• GOAL: Word for word, give the material below again, minus any images.

• GIVEN MATERIAL:
..............................
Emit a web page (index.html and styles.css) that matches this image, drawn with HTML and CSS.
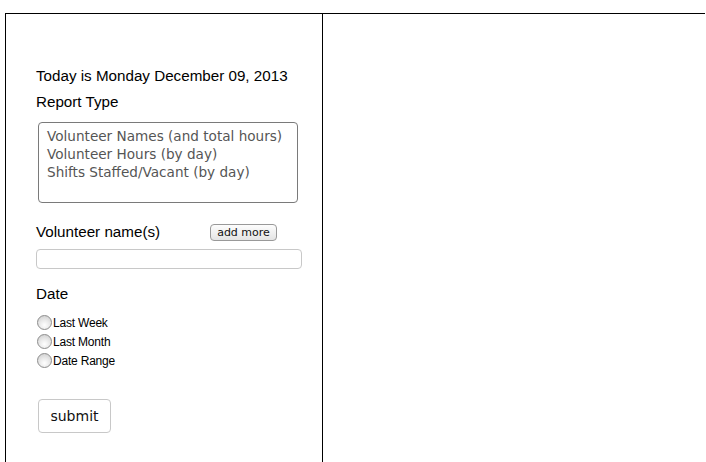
FILE: index.html
```html
<!DOCTYPE html>
<html>
<head>
<meta charset="utf-8">
<link rel="stylesheet" href="styles.css">
</head>
<body>
<div class="frame">
  <div class="side">
    <form class="form">
      <div class="today">Today is Monday December 09, 2013</div>
      <div class="label">Report Type</div>
      <div class="listbox">
        <div class="opt">Volunteer Names (and total hours)</div>
        <div class="opt">Volunteer Hours (by day)</div>
        <div class="opt">Shifts Staffed/Vacant (by day)</div>
      </div>
      <div class="namerow">
        <span class="label">Volunteer name(s)</span>
        <button type="button" class="addmore">add more</button>
      </div>
      <input class="textin" type="text">
      <div class="label date">Date</div>
      <div class="radios">
        <label class="radio"><input type="radio" name="d"><span>Last Week</span></label>
        <label class="radio"><input type="radio" name="d"><span>Last Month</span></label>
        <label class="radio"><input type="radio" name="d"><span>Date Range</span></label>
      </div>
      <button type="button" class="submit">submit</button>
    </form>
  </div>
  <div class="main"></div>
</div>
</body>
</html>
```

FILE: styles.css
```css
html, body {
  margin: 0;
  padding: 0;
  background: #fff;
}
body {
  font-family: "Liberation Sans", Arial, sans-serif;
  color: #000;
}
.frame {
  display: flex;
  margin: 13px 0 0 5px;
  width: 699px;
  height: 449px;
  border-top: 1px solid #000;
  border-left: 1px solid #000;
}
.side {
  width: 317px;
  border-right: 1px solid #000;
  padding: 53px 0 0 30px;
  box-sizing: border-box;
}
.main {
  flex: 1;
}
.form {
  display: flex;
  flex-direction: column;
  align-items: flex-start;
}
.today {
  font-size: 15.2px;
  line-height: 18px;
}
.label {
  font-size: 15.2px;
  line-height: 18px;
}
.today + .label {
  margin-top: 8px;
}
.listbox {
  margin: 11px 0 0 2px;
  width: 260px;
  height: 81px;
  box-sizing: border-box;
  border: 1px solid #7a7a7a;
  border-radius: 4px;
  padding: 4px 0 0 8px;
  font-family: "DejaVu Sans", sans-serif;
  color: #555;
  font-size: 13.6px;
  line-height: 18px;
}
.namerow {
  display: flex;
  align-items: center;
  width: 241px;
  justify-content: space-between;
  margin-top: 19px;
}
.addmore {
  font-family: "DejaVu Sans", sans-serif;
  font-size: 11px;
  color: #111;
  height: 17px;
  width: 67px;
  padding: 0;
  border: 1px solid #999;
  border-radius: 4px;
  background: linear-gradient(#fdfdfd, #e4e4e4);
  line-height: 15px;
  margin-top: 2px;
}
.textin {
  margin-top: 8px;
  width: 266px;
  height: 20px;
  box-sizing: border-box;
  border: 1px solid #c8c8c8;
  border-radius: 4px;
  padding: 0;
  background: #fff;
}
.date {
  margin-top: 16px;
}
.radios {
  margin-top: 10px;
  display: flex;
  flex-direction: column;
}
.radio {
  display: flex;
  align-items: center;
  height: 19px;
  font-size: 12px;
  font-family: "Liberation Sans", Arial, sans-serif;
  letter-spacing: -0.2px;
}
.radio input {
  appearance: none;
  -webkit-appearance: none;
  width: 15px;
  height: 15px;
  margin: 0 1px 0 1px;
  border: 1px solid #8c8c8c;
  border-radius: 50%;
  background: radial-gradient(circle at 50% 70%, #ffffff 0%, #e9e9e9 45%, #c9c9c9 100%);
  box-sizing: border-box;
}
.submit {
  margin: 29px 0 0 2px;
  width: 73px;
  height: 34px;
  box-sizing: border-box;
  border: 1px solid #c8c8c8;
  border-radius: 4px;
  background: #fff;
  font-family: "DejaVu Sans", sans-serif;
  font-size: 14px;
  color: #111;
  padding: 0;
}
```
..............................
• PROBLEM SOLUTION:
Emit a web page (index.html and styles.css) that matches this image, drawn with HTML and CSS.
FILE: index.html
```html
<!DOCTYPE html>
<html>
<head>
<meta charset="utf-8">
<link rel="stylesheet" href="styles.css">
</head>
<body>
<div class="frame">
  <div class="side">
    <form class="form">
      <div class="today">Today is Monday December 09, 2013</div>
      <div class="label">Report Type</div>
      <div class="listbox">
        <div class="opt">Volunteer Names (and total hours)</div>
        <div class="opt">Volunteer Hours (by day)</div>
        <div class="opt">Shifts Staffed/Vacant (by day)</div>
      </div>
      <div class="namerow">
        <span class="label">Volunteer name(s)</span>
        <button type="button" class="addmore">add more</button>
      </div>
      <input class="textin" type="text">
      <div class="label date">Date</div>
      <div class="radios">
        <label class="radio"><input type="radio" name="d"><span>Last Week</span></label>
        <label class="radio"><input type="radio" name="d"><span>Last Month</span></label>
        <label class="radio"><input type="radio" name="d"><span>Date Range</span></label>
      </div>
      <button type="button" class="submit">submit</button>
    </form>
  </div>
  <div class="main"></div>
</div>
</body>
</html>
```

FILE: styles.css
```css
html, body {
  margin: 0;
  padding: 0;
  background: #fff;
}
body {
  font-family: "Liberation Sans", Arial, sans-serif;
  color: #000;
}
.frame {
  display: flex;
  margin: 13px 0 0 5px;
  width: 699px;
  height: 449px;
  border-top: 1px solid #000;
  border-left: 1px solid #000;
}
.side {
  width: 317px;
  border-right: 1px solid #000;
  padding: 53px 0 0 30px;
  box-sizing: border-box;
}
.main {
  flex: 1;
}
.form {
  display: flex;
  flex-direction: column;
  align-items: flex-start;
}
.today {
  font-size: 15.2px;
  line-height: 18px;
}
.label {
  font-size: 15.2px;
  line-height: 18px;
}
.today + .label {
  margin-top: 8px;
}
.listbox {
  margin: 11px 0 0 2px;
  width: 260px;
  height: 81px;
  box-sizing: border-box;
  border: 1px solid #7a7a7a;
  border-radius: 4px;
  padding: 4px 0 0 8px;
  font-family: "DejaVu Sans", sans-serif;
  color: #555;
  font-size: 13.6px;
  line-height: 18px;
}
.namerow {
  display: flex;
  align-items: center;
  width: 241px;
  justify-content: space-between;
  margin-top: 19px;
}
.addmore {
  font-family: "DejaVu Sans", sans-serif;
  font-size: 11px;
  color: #111;
  height: 17px;
  width: 67px;
  padding: 0;
  border: 1px solid #999;
  border-radius: 4px;
  background: linear-gradient(#fdfdfd, #e4e4e4);
  line-height: 15px;
  margin-top: 2px;
}
.textin {
  margin-top: 8px;
  width: 266px;
  height: 20px;
  box-sizing: border-box;
  border: 1px solid #c8c8c8;
  border-radius: 4px;
  padding: 0;
  background: #fff;
}
.date {
  margin-top: 16px;
}
.radios {
  margin-top: 10px;
  display: flex;
  flex-direction: column;
}
.radio {
  display: flex;
  align-items: center;
  height: 19px;
  font-size: 12px;
  font-family: "Liberation Sans", Arial, sans-serif;
  letter-spacing: -0.2px;
}
.radio input {
  appearance: none;
  -webkit-appearance: none;
  width: 15px;
  height: 15px;
  margin: 0 1px 0 1px;
  border: 1px solid #8c8c8c;
  border-radius: 50%;
  background: radial-gradient(circle at 50% 70%, #ffffff 0%, #e9e9e9 45%, #c9c9c9 100%);
  box-sizing: border-box;
}
.submit {
  margin: 29px 0 0 2px;
  width: 73px;
  height: 34px;
  box-sizing: border-box;
  border: 1px solid #c8c8c8;
  border-radius: 4px;
  background: #fff;
  font-family: "DejaVu Sans", sans-serif;
  font-size: 14px;
  color: #111;
  padding: 0;
}
```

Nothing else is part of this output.